Leere Ränge. Vor der geplanten Siegerehrung der Hochspringer war das Stadion schon leer.

© Mike Egerton/dpa

Sicherlich ist es ein vertretbares Vorhaben, Leichtathletik als die olympische Kernsportart auch in Regionen populär zu machen, in denen andere Sportarten wie Kamelrennen, Langdistanzreiten oder Falkenjagd viel stärker im Fokus der Öffentlichkeit stehen. Disziplinen wie Dreisprung, Hammerwurf oder Stabhochsprung sind für Einheimische nahezu unbekannt. Da passt es ins Bild, dass ein Zuschauer bei der Einlasskontrolle fragte, ob es denn jeden Abend ein Finale über 100 Meter gibt.

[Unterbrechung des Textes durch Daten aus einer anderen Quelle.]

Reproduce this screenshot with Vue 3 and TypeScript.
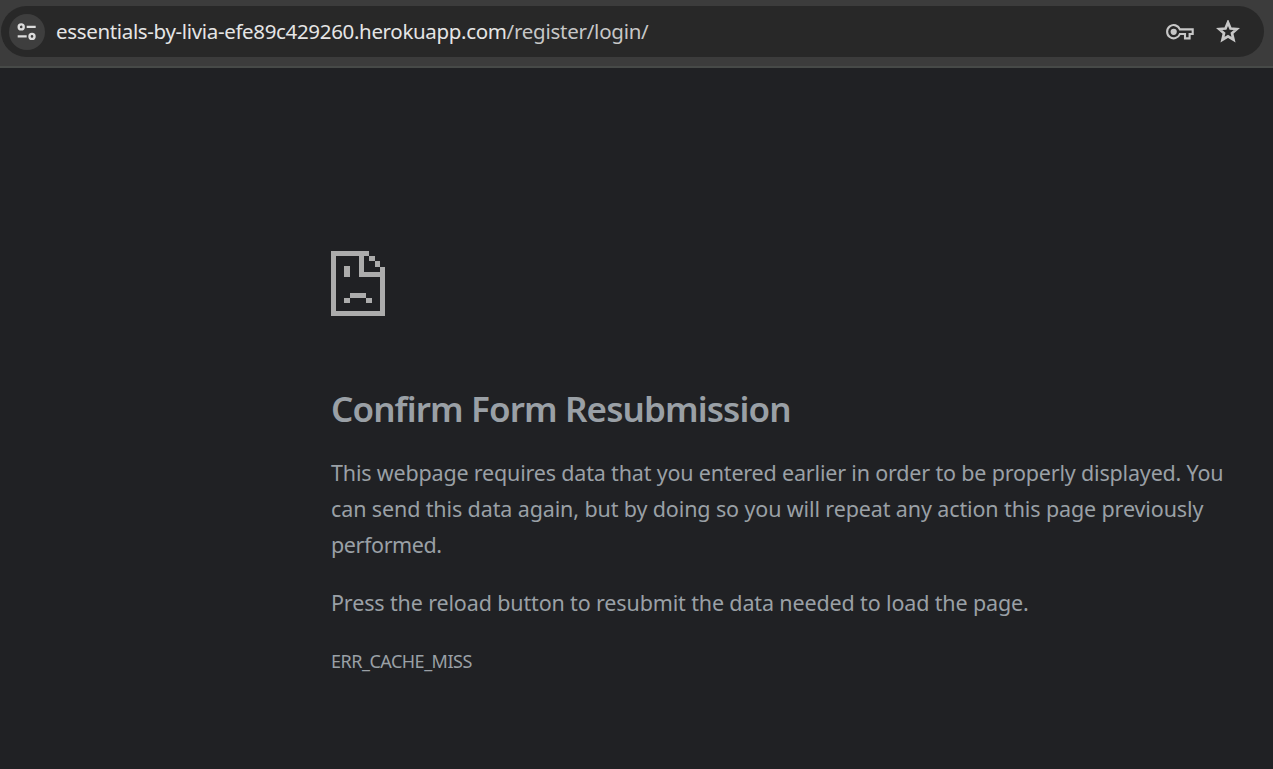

Ob die WM-Vergabe an Katar, sie erfolgte noch der Amtszeit des mittlerweile in Frankreich unter Hausarrest stehenden Präsidenten des Weltverbandes, Lamine Diack, Werbung für die Leichtathletik war, wird sich in Zukunft zeigen. Diacks Nachfolger Sebastian Coe kann sich durchaus vorstellen, in Zukunft eine WM an Länder wie Jamaika, Kenia oder Äthiopien zu vergeben.